- STATED GOAL -
Tell how many lines in these records contain the string "that", with only the number as the reply.

[Data extracted from a collection]
══════
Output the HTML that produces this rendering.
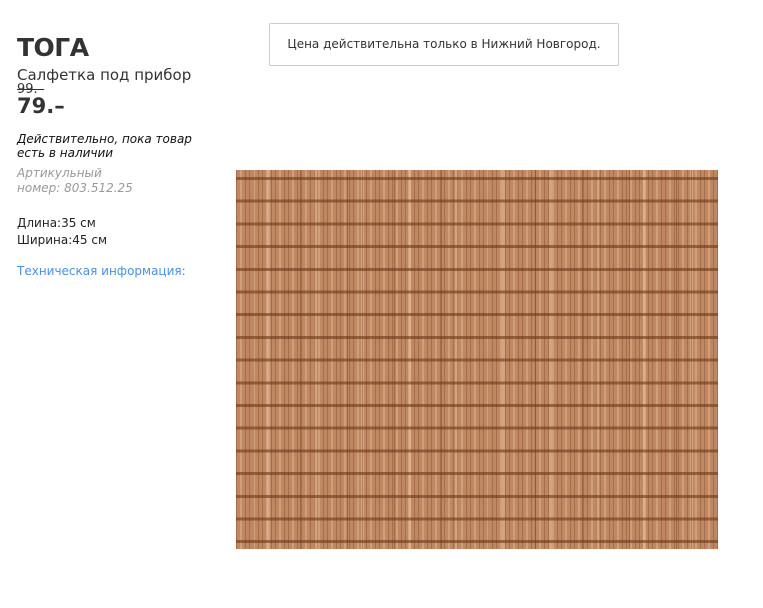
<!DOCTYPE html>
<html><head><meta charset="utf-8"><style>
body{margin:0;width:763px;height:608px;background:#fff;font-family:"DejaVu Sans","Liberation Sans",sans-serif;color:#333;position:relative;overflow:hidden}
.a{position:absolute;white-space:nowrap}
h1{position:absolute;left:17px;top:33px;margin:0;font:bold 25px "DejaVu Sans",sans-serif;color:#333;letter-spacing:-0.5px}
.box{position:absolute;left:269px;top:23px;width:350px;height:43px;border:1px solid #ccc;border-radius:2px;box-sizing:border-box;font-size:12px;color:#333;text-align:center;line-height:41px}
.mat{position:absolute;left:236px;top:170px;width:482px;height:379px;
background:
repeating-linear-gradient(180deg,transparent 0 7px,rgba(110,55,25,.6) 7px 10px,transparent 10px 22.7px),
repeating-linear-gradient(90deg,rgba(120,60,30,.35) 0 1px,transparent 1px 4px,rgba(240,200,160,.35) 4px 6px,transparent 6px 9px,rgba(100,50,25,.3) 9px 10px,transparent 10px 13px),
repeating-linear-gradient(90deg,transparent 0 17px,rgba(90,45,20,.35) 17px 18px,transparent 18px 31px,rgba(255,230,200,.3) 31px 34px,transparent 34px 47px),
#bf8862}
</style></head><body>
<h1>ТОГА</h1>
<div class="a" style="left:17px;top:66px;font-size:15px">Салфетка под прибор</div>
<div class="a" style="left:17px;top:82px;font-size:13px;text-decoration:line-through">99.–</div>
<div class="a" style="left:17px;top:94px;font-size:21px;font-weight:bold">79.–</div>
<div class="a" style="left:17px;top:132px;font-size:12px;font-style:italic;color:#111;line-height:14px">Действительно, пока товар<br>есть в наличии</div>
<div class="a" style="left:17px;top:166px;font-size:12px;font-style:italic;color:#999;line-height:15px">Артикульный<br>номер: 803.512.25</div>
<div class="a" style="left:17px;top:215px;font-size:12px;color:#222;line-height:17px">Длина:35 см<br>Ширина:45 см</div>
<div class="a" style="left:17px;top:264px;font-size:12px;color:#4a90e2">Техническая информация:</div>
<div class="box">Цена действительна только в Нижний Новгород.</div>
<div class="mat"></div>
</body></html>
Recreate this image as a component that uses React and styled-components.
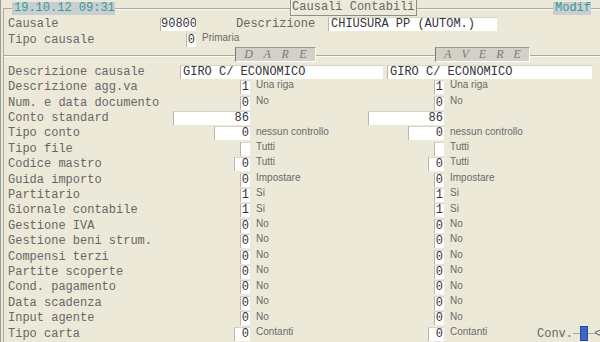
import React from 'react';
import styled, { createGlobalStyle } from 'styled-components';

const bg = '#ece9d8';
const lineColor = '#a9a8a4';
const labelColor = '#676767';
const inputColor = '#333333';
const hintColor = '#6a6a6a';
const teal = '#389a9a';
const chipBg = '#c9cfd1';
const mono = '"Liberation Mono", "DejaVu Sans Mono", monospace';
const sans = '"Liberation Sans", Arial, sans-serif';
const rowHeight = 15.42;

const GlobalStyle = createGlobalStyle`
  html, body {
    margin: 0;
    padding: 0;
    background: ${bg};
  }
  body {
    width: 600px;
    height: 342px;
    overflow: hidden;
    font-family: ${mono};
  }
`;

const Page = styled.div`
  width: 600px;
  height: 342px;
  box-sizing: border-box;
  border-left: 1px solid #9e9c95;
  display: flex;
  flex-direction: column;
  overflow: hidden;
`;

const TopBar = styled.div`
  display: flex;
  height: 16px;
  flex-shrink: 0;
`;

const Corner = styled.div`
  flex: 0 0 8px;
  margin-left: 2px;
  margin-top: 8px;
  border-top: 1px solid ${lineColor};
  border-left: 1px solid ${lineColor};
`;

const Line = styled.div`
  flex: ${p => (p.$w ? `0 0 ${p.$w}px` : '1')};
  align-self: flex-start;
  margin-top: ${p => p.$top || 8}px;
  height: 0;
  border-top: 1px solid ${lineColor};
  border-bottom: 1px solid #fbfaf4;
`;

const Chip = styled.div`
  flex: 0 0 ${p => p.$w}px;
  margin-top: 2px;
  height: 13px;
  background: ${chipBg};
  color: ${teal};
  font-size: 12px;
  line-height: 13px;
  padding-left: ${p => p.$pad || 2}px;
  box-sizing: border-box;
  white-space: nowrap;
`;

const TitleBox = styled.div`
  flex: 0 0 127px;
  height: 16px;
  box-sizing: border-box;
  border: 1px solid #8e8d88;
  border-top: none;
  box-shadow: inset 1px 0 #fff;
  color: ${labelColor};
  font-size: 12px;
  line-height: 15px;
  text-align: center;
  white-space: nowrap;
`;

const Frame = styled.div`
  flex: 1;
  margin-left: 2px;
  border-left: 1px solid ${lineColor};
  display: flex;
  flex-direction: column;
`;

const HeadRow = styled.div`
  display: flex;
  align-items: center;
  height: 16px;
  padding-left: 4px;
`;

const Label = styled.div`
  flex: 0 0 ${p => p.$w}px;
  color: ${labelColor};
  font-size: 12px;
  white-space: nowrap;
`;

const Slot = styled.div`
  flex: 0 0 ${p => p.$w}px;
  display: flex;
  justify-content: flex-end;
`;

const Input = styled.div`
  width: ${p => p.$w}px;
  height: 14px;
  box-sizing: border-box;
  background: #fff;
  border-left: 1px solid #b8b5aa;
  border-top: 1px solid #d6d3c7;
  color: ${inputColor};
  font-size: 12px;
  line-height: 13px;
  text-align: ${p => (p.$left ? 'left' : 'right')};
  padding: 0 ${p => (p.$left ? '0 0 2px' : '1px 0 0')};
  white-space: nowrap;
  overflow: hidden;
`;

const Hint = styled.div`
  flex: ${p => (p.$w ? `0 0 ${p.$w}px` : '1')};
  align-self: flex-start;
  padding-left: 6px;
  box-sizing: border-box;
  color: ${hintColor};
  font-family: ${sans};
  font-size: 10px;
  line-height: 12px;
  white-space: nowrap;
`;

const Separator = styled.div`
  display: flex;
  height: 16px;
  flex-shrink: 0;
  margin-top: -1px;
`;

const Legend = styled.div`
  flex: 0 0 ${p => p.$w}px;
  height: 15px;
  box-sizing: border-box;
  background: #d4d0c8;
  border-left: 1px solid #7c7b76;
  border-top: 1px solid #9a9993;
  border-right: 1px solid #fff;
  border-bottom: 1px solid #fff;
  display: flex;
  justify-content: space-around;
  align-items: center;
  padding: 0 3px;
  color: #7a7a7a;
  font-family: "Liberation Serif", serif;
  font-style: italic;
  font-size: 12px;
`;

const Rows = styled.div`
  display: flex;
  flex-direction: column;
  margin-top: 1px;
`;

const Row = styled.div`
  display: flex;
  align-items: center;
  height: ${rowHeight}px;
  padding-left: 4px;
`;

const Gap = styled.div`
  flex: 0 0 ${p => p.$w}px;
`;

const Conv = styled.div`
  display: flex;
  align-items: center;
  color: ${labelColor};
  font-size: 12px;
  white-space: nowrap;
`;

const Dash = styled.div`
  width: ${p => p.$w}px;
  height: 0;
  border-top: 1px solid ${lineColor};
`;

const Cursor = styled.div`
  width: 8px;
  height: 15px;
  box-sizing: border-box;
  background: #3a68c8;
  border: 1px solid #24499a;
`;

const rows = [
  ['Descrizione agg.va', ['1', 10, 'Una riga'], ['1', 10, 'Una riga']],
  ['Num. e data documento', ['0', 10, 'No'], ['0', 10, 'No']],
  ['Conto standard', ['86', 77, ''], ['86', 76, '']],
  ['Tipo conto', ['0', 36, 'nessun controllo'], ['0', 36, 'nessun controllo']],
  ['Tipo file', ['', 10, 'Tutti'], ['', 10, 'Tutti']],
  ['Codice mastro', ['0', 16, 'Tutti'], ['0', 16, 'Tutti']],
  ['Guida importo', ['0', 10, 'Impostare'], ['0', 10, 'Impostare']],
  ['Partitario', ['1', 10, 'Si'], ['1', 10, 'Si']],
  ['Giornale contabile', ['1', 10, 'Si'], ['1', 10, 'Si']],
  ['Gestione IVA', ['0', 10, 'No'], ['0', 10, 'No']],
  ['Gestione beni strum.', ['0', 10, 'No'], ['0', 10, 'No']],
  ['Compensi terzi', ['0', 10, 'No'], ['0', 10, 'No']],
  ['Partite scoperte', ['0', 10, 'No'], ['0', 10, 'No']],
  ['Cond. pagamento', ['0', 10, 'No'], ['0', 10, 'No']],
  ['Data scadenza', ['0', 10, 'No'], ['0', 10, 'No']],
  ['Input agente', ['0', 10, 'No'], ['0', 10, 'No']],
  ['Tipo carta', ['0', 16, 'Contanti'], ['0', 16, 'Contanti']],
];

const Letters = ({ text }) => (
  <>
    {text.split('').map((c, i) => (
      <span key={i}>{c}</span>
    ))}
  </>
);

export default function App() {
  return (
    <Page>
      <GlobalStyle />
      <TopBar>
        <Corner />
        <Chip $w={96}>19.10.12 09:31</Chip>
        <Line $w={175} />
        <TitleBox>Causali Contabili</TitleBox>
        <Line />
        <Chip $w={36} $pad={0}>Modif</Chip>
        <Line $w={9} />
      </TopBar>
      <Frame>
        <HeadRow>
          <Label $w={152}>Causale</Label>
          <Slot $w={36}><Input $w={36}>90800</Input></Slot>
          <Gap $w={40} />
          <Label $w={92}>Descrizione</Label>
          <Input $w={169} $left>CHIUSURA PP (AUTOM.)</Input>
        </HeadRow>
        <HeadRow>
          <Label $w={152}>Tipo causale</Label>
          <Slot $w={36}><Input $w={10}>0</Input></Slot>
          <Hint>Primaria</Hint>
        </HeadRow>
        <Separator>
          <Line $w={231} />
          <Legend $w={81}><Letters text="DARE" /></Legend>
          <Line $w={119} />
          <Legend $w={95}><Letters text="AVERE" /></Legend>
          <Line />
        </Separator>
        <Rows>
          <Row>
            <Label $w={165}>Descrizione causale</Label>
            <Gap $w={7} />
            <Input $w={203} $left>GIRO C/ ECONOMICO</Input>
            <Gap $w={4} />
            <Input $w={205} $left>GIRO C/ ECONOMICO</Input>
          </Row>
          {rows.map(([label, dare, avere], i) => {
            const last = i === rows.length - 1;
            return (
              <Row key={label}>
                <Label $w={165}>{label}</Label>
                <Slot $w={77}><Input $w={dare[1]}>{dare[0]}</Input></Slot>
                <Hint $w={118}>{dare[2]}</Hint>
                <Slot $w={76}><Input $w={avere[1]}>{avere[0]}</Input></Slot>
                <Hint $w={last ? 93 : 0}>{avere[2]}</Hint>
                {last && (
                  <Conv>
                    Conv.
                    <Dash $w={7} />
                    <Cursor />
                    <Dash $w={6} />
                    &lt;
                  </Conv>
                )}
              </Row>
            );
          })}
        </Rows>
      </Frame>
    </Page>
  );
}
══════
- ANSWER TO THE PROBLEM -
2